Having found proper Places (as we have already supposed) for placing the Level between two Points, you must write on the Memorial, in two different Columns, the observed Heights; namely, under the first Colum those observed by looking thro’ the Telescope, when the Eye was next to the Source A; and under the second Column, those observed when the Eye was next to the Receptacle B of the Spring, in the following Manner.

First Column.
Toises Feet Inches Lines
First Height Corrected 2 0 6 0
Third Height 1 5 3 3
3 5 9 3
Second Column.
Toises Feet Inches Lines
Second Height 3 3 9 7
Fourth Height 1 2 0 9
4 5 1 01

Having added together the Heights of the first Column, and afterwards those of the second, substract the first Additions from the second.

First Column.
Toises Feet Inches Lines
4 5 10 1
3 5 9 3
1 0 0 10

Whence the Height of the Source A above the Receptacle B is 1 Toise and 10 Lines.

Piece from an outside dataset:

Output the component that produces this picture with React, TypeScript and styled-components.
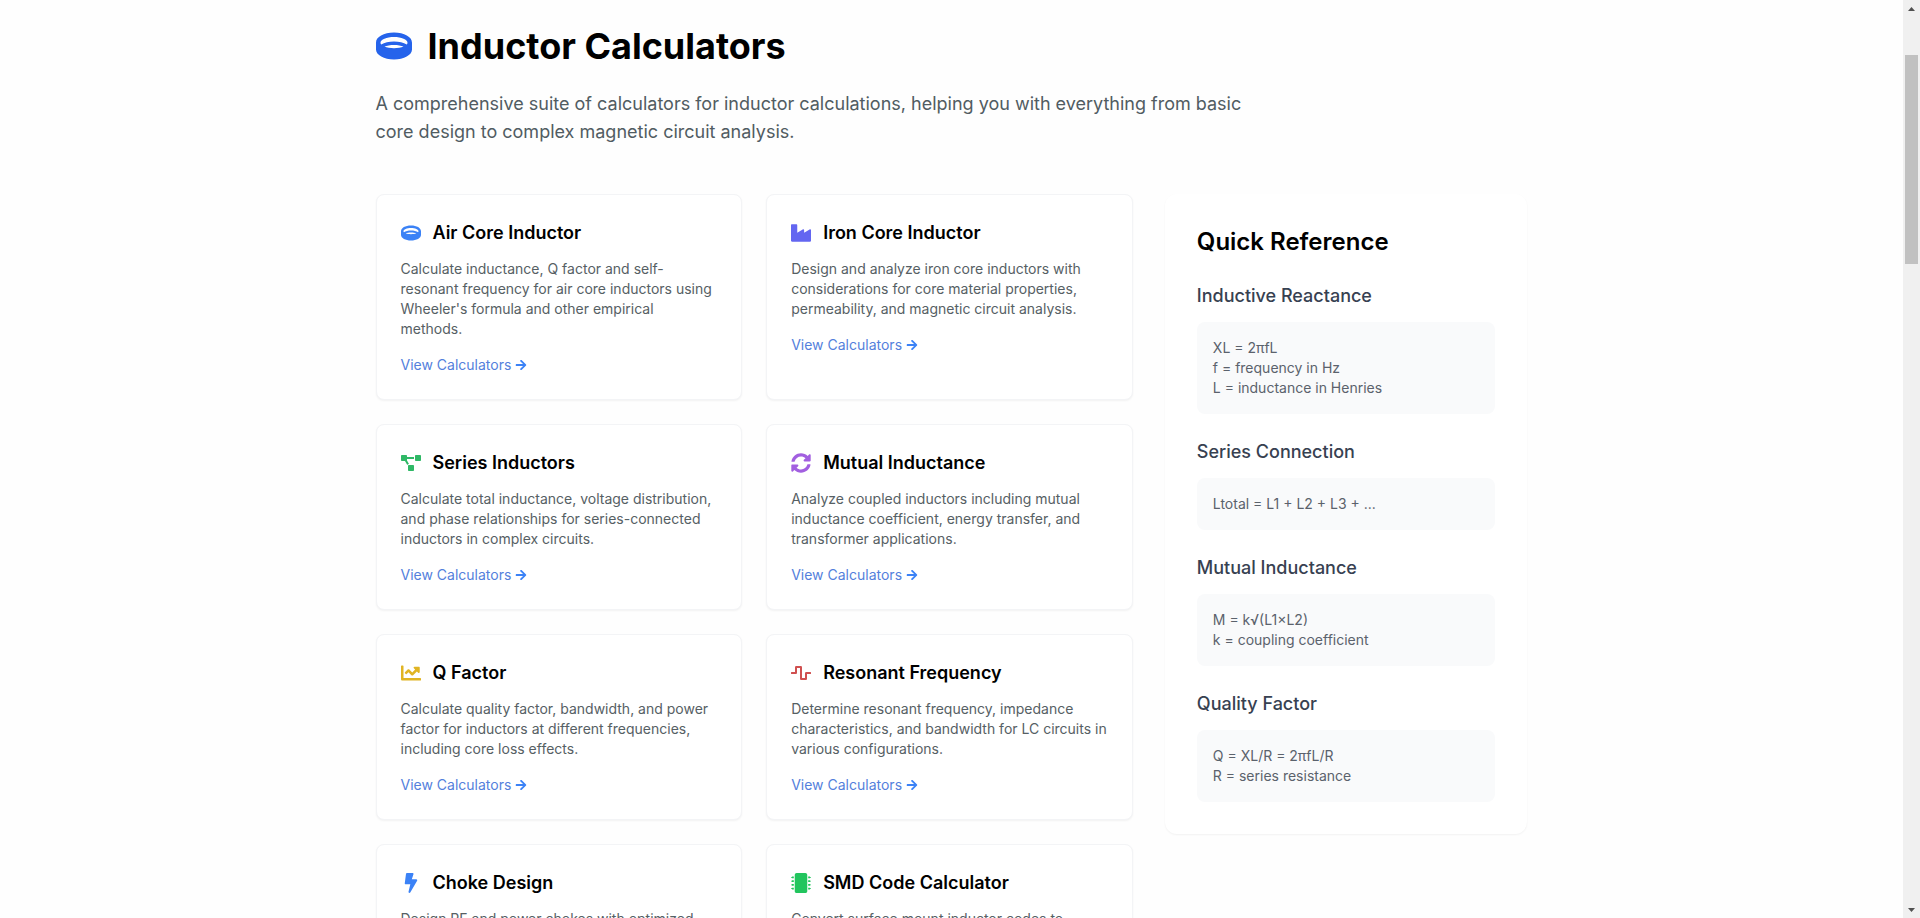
import React from 'react';
import styled, { createGlobalStyle } from 'styled-components';
import type { IconType } from 'react-icons';
import {
  FaArrowRight,
  FaBolt,
  FaChartLine,
  FaIndustry,
  FaMicrochip,
  FaProjectDiagram,
  FaRing,
  FaSyncAlt,
  FaWaveSquare,
} from 'react-icons/fa';

const GlobalStyle = createGlobalStyle`
  *, *::before, *::after { box-sizing: border-box; }
  body {
    margin: 0;
    background: #fefefe;
    color: #000;
    font-family: Inter, "Liberation Sans", sans-serif;
    font-size: 16px;
    line-height: 24px;
  }
  h1, h2, h3, p, ul { margin: 0; padding: 0; }
  svg { display: block; flex-shrink: 0; }
`;

const Shell = styled.div`
  display: flex;
  height: 100vh;
`;

const Page = styled.main`
  flex: 1;
  min-width: 0;
  overflow-y: auto;
  scrollbar-width: none;
`;

const Container = styled.div`
  max-width: 1200px;
  margin: 0 auto;
  padding: 26px 24px 48px;
`;

const Header = styled.header`
  display: grid;
  gap: 24px;
  margin-bottom: 48px;
`;

const TitleRow = styled.div`
  display: flex;
  align-items: center;
  gap: 16px;
  color: #2563eb;
  font-size: 36px;
`;

const Title = styled.h1`
  color: #000;
  font-size: 36px;
  font-weight: 700;
  line-height: 40px;
`;

const Lead = styled.p`
  max-width: 896px;
  color: #515c62;
  font-size: 18px;
  line-height: 28px;
`;

const Columns = styled.div`
  display: grid;
  grid-template-columns: repeat(3, minmax(0, 1fr));
  gap: 32px;
  align-items: start;
`;

const CardGrid = styled.section`
  grid-column: span 2;
  display: grid;
  grid-template-columns: repeat(2, minmax(0, 1fr));
  gap: 24px;
`;

const Card = styled.article`
  padding: 24px;
  background: #fff;
  border: 1px solid #f3f4f6;
  border-radius: 8px;
  box-shadow: 0 1px 2px rgba(0, 0, 0, 0.05);
`;

const CardHead = styled.div<{ $color: string }>`
  display: flex;
  align-items: center;
  gap: 12px;
  margin-bottom: 12px;
  color: ${({ $color }) => $color};
  font-size: 20px;
`;

const CardIcon = styled.span`
  display: flex;
  justify-content: center;
  width: 20px;
`;

const CardTitle = styled.h2`
  color: #000;
  font-size: 18px;
  font-weight: 600;
  line-height: 28px;
`;

const CardText = styled.p`
  margin-bottom: 16px;
  color: #566064;
  font-size: 14px;
  line-height: 20px;
`;

const CardLink = styled.a`
  display: flex;
  align-items: center;
  gap: 4px;
  width: fit-content;
  color: #547fdc;
  font-size: 14px;
  line-height: 20px;
  text-decoration: none;

  svg {
    color: #3b82f6;
    font-size: 12px;
  }
`;

const Sidebar = styled.aside`
  padding: 32px;
  background: #fff;
  border-radius: 12px;
  box-shadow: 0 1px 2px rgba(0, 0, 0, 0.05);
`;

const SidebarTitle = styled.h2`
  font-size: 24px;
  font-weight: 600;
  line-height: 32px;
`;

const FormulaGroup = styled.section`
  margin-top: 24px;
`;

const FormulaTitle = styled.h3`
  margin-bottom: 12px;
  color: #374151;
  font-size: 18px;
  font-weight: 500;
  line-height: 28px;
`;

const FormulaBox = styled.div`
  padding: 16px;
  background: #f9fafb;
  border-radius: 8px;
  color: #5b626c;
  font-size: 14px;
  line-height: 20px;
`;

const ScrollRail = styled.div`
  display: flex;
  flex-direction: column;
  width: 17px;
  background: #f0f0f0;
`;

const ScrollArrow = styled.svg`
  width: 17px;
  height: 17px;
  fill: #505050;
`;

const ScrollTrack = styled.div`
  flex: 1;
  display: grid;
  grid-template-rows: 38fr 209fr 637fr;
  padding: 0 2px;
`;

const ScrollThumb = styled.div`
  grid-row: 2;
  background: #c1c1c1;
`;

interface Calculator {
  title: string;
  text: string;
  color: string;
  icon: IconType;
}

const calculators: Calculator[] = [
  {
    title: 'Air Core Inductor',
    text: "Calculate inductance, Q factor and self-resonant frequency for air core inductors using Wheeler's formula and other empirical methods.",
    color: '#3b82f6',
    icon: FaRing,
  },
  {
    title: 'Iron Core Inductor',
    text: 'Design and analyze iron core inductors with considerations for core material properties, permeability, and magnetic circuit analysis.',
    color: '#6366f1',
    icon: FaIndustry,
  },
  {
    title: 'Series Inductors',
    text: 'Calculate total inductance, voltage distribution, and phase relationships for series-connected inductors in complex circuits.',
    color: '#2fb866',
    icon: FaProjectDiagram,
  },
  {
    title: 'Mutual Inductance',
    text: 'Analyze coupled inductors including mutual inductance coefficient, energy transfer, and transformer applications.',
    color: '#a25fe0',
    icon: FaSyncAlt,
  },
  {
    title: 'Q Factor',
    text: 'Calculate quality factor, bandwidth, and power factor for inductors at different frequencies, including core loss effects.',
    color: '#e0b423',
    icon: FaChartLine,
  },
  {
    title: 'Resonant Frequency',
    text: 'Determine resonant frequency, impedance characteristics, and bandwidth for LC circuits in various configurations.',
    color: '#d05050',
    icon: FaWaveSquare,
  },
  {
    title: 'Choke Design',
    text: 'Design RF and power chokes with optimized core selection, winding configuration, and thermal performance.',
    color: '#3b82f6',
    icon: FaBolt,
  },
  {
    title: 'SMD Code Calculator',
    text: 'Convert surface mount inductor codes to inductance values and tolerance specifications.',
    color: '#22c55e',
    icon: FaMicrochip,
  },
];

const formulas = [
  { title: 'Inductive Reactance', lines: ['XL = 2πfL', 'f = frequency in Hz', 'L = inductance in Henries'] },
  { title: 'Series Connection', lines: ['Ltotal = L1 + L2 + L3 + ...'] },
  { title: 'Mutual Inductance', lines: ['M = k√(L1×L2)', 'k = coupling coefficient'] },
  { title: 'Quality Factor', lines: ['Q = XL/R = 2πfL/R', 'R = series resistance'] },
];

export default function App() {
  return (
    <Shell>
      <GlobalStyle />
      <Page>
        <Container>
          <Header>
            <TitleRow>
              <FaRing aria-hidden />
              <Title>Inductor Calculators</Title>
            </TitleRow>
            <Lead>
              A comprehensive suite of calculators for inductor calculations, helping you with
              everything from basic core design to complex magnetic circuit analysis.
            </Lead>
          </Header>
          <Columns>
            <CardGrid>
              {calculators.map(({ title, text, color, icon: Icon }) => (
                <Card key={title}>
                  <CardHead $color={color}>
                    <CardIcon>
                      <Icon aria-hidden />
                    </CardIcon>
                    <CardTitle>{title}</CardTitle>
                  </CardHead>
                  <CardText>{text}</CardText>
                  <CardLink href="#">
                    View Calculators
                    <FaArrowRight aria-hidden />
                  </CardLink>
                </Card>
              ))}
            </CardGrid>
            <Sidebar>
              <SidebarTitle>Quick Reference</SidebarTitle>
              {formulas.map(({ title, lines }) => (
                <FormulaGroup key={title}>
                  <FormulaTitle>{title}</FormulaTitle>
                  <FormulaBox>
                    {lines.map((line) => (
                      <p key={line}>{line}</p>
                    ))}
                  </FormulaBox>
                </FormulaGroup>
              ))}
            </Sidebar>
          </Columns>
        </Container>
      </Page>
      <ScrollRail aria-hidden>
        <ScrollArrow viewBox="0 0 17 17">
          <path d="M5 11h7L8.500 7z" />
        </ScrollArrow>
        <ScrollTrack>
          <ScrollThumb />
        </ScrollTrack>
        <ScrollArrow viewBox="0 0 17 17">
          <path d="M5 7h7L8.500 11z" />
        </ScrollArrow>
      </ScrollRail>
    </Shell>
  );
}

If the Distance be required, you need but add all the Distances measured together; namely,

$$\begin{array}{r} &\text{The First of }\ 1000\text{ Toises}\\ &\text{The Second}\ \ \ \ \ 650\ \ \ \ \ \ \ \ \ \ \ \ \\ &\text{The Third}\ \ \ \ \ 500\ \ \ \ \ \ \ \ \ \ \ \ \\ &\text{The Fourth}\ \ \ \ \ 450\ \ \ \ \ \ \ \ \ \ \ \ \\ \hline &\text{The whole Distance}\ \ 2600\text{ Toises} \end{array}$$

Lastly, Dividing the Descent by the Toises of the Distance, there will be for every 100 Toises, about 2 Inches 9 Lines of Descent, nighly.